Staff Attorney, Earthjustic


 

Since Earthjustice is a law firm, albeit a public interest one, most of my time is spent on litigation. On a given day, I perform factual and legal research to work up new cases, research and draft pleadings, motions or briefs for cases already on file, meet with clients, cajole opposing counsel, and the like. Since public interest environmental lawyers are a pretty tight-knit group, I also spend a fair amount of time emailing or talking on the phone with colleagues around the country, brainstorming on litigation strategies or sharing research and briefs.

In public interest work, winning cases is often only half the battle. To keep our victories from being undone by legislative action, I often testify before the Hawaii Legislature or work with Earthjustice’s policy folks in Washington, DC to influence lawmaking at the national level. I draft press releases, fact sheets, op-eds and other materials, hold press conferences, and speak at conferences to educate the press and public about the importance of our litigation efforts and to remind them about the central role environmental protection plays in improving the quality of life in Hawaii.

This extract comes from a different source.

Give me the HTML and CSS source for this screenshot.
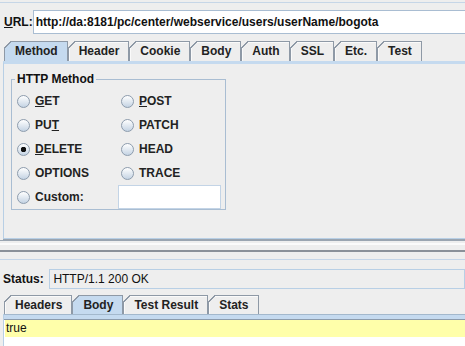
FILE: index.html
```html
<!DOCTYPE html>
<html lang="en">
<head>
    <meta charset="UTF-8">
    <title>RESTClient</title>
    <link rel="stylesheet" href="styles.css">
</head>
<body>
    <div class="window">
        <div class="top-edge"></div>

        <div class="url-row">
            <label class="url-label"><u>U</u>RL:</label>
            <div class="field url-field">http://da:8181/pc/center/webservice/users/userName/bogota</div>
        </div>

        <div class="tab-strip">
            <div class="tab selected">Method</div>
            <div class="tab">Header</div>
            <div class="tab">Cookie</div>
            <div class="tab">Body</div>
            <div class="tab">Auth</div>
            <div class="tab">SSL</div>
            <div class="tab">Etc.</div>
            <div class="tab">Test</div>
        </div>
        <div class="tab-panel req-panel">
            <fieldset class="group">
                <legend>HTTP Method</legend>
                <div class="radio-grid">
                    <div class="radio"><span class="dot"></span><span><u>G</u>ET</span></div>
                    <div class="radio right"><span class="dot"></span><span><u>P</u>OST</span></div>
                    <div class="radio"><span class="dot"></span><span>PU<u>T</u></span></div>
                    <div class="radio right"><span class="dot"></span><span>PATCH</span></div>
                    <div class="radio"><span class="dot checked"></span><span><u>D</u>ELETE</span></div>
                    <div class="radio right"><span class="dot"></span><span>HEAD</span></div>
                    <div class="radio"><span class="dot"></span><span>OPTIONS</span></div>
                    <div class="radio right"><span class="dot"></span><span>TRACE</span></div>
                    <div class="radio"><span class="dot"></span><span>Custom:</span></div>
                    <div class="field custom-field"></div>
                </div>
            </fieldset>
        </div>

        <div class="splitter"></div>

        <div class="lower">
            <div class="status-row">
                <label class="status-label">Status:</label>
                <div class="field status-field">HTTP/1.1 200 OK</div>
            </div>

            <div class="tab-strip resp-strip">
                <div class="tab">Headers</div>
                <div class="tab selected">Body</div>
                <div class="tab">Test Result</div>
                <div class="tab">Stats</div>
            </div>
            <div class="resp-panel">
                <div class="body-line">true</div>
            </div>
        </div>
    </div>
</body>
</html>
```

FILE: styles.css
```css
* {
    box-sizing: border-box;
}
body {
    margin: 0;
    background-color: #eeeeee;
    font-family: "Liberation Sans", Arial, sans-serif;
    font-size: 12px;
    color: #111;
}
.window {
    width: 465px;
    height: 346px;
    overflow: hidden;
}
.top-edge {
    height: 3px;
    border-bottom: 1px solid #c6d6e7;
}
.url-row {
    display: flex;
    align-items: center;
    padding: 7px 0 0 4px;
}
.url-label {
    width: 34px;
    font-weight: bold;
}
.field {
    height: 24px;
    border: 1px solid #a9bdd2;
    background-color: white;
    line-height: 22px;
    white-space: nowrap;
}
.url-field {
    flex: 0 0 440px;
    padding-left: 2px;
    font-weight: bold;
}

/* tabs */
.tab-strip {
    display: flex;
    height: 20px;
    margin-top: 7px;
    padding-left: 4px;
}
.tab {
    position: relative;
    height: 20px;
    padding: 0 9px 0 10px;
    border: 1px solid #8e99a6;
    border-bottom: none;
    background-color: #eeeeee;
    box-shadow: inset 1px 1px #fafafa;
    font-weight: bold;
    line-height: 19px;
    color: #222;
}
.tab::before {
    content: "";
    position: absolute;
    top: -1px;
    left: -1px;
    width: 7px;
    height: 7px;
    background: linear-gradient(135deg, #eeeeee 0 44%, #8e99a6 44% 58%, transparent 58%);
}
.tab.selected {
    background-color: #c5daef;
    box-shadow: none;
}
.tab-panel {
    height: 178px;
    margin: 0 -10px 0 3px;
    border: 1px solid #b8cfe5;
    border-top: 3px solid #c5daef;
    box-shadow: 0 1px #9aa5b1;
}

/* http method group */
.group {
    width: 215px;
    margin: 8px 0 0 7px;
    padding: 0;
    border: 1px solid #a9bdd2;
}
.group legend {
    margin-left: 3px;
    padding: 0 2px;
    line-height: 14px;
    font-weight: bold;
}
.radio-grid {
    display: grid;
    grid-template-columns: 101px 1fr;
    grid-auto-rows: 24px;
    padding: 3px 0 0 5px;
}
.radio {
    display: flex;
    align-items: center;
    gap: 5px;
    font-weight: bold;
    color: #222;
}
.radio.right {
    margin-left: 3px;
}
.dot {
    width: 13px;
    height: 13px;
    border: 1px solid #8d9cad;
    border-radius: 50%;
    background: linear-gradient(#ffffff, #c4d3e3);
}
.dot.checked {
    background: radial-gradient(circle, #111 0 2.5px, transparent 3px), linear-gradient(#ffffff, #c4d3e3);
}
.custom-field {
    width: 103px;
    align-self: center;
    border-color: #c3d4e6;
}

/* split pane divider */
.splitter {
    height: 12px;
    margin-top: 1px;
    border-top: 1px solid #9aa5b1;
    border-bottom: 2px solid #8a9099;
    background: linear-gradient(#eeeeee 0 2px, #fbfbfb 2px 4px, #eeeeee 4px);
}

/* response */
.lower {
    margin-top: 7px;
    border-top: 1px solid #c4d5e8;
}
.status-row {
    display: flex;
    align-items: center;
    padding: 9px 0 0 3px;
}
.status-label {
    width: 48px;
    font-weight: bold;
}
.status-field {
    width: 430px;
    height: 20px;
    padding-left: 3px;
    border-color: #b8cfe5;
    background-color: #eeeeee;
    line-height: 18px;
}
.resp-strip {
    height: 19px;
    margin-top: 6px;
}
.resp-strip .tab {
    height: 19px;
    line-height: 18px;
}
.resp-panel {
    height: 40px;
    margin: 0 -10px 0 3px;
    padding: 6px 0 0 1px;
    border-left: 1px solid #b8cfe5;
    background-color: white;
    box-shadow: inset 0 1px #a3b8cc, inset 0 5px #c5daef, inset 0 6px #8c9bab;
}
.body-line {
    height: 17px;
    padding-left: 1px;
    background-color: #ffffaa;
    line-height: 17px;
}
```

For many years, I put in 10 to 11 hour days on a regular basis, with longer days and occasional weekends during litigation crunches. Now, with two children, I try to keep the work routine to nine hours a day.

Of course, when litigation deadlines loom, I have an ethical obligation and a personal commitment to do what it takes. Earthjustice’s Mid-Pacific office has only five attorneys, so I am usually the only lawyer staffed on a case. When a brief needs to get cranked out, it’s usually up to me, and me alone, to do it.

The best and worst thing about my job is that I feel really committed to protecting Hawaii’s unique environment and, in particular, its many critically endangered species. It’s the best because I feel passionate about my work and am motivated to put maximum effort into all aspects of my cases. It’s the worst because it can be hard to leave the office at the office and enjoy the rest of what life has to offer.

The demand for paying jobs in public interest environmental law far outstrips the supply. Thus, to pursue a career in my field, it helps if you’re flexible about both where you live and the issues on which you work, so you can take advantage of opportunities when they present themselves.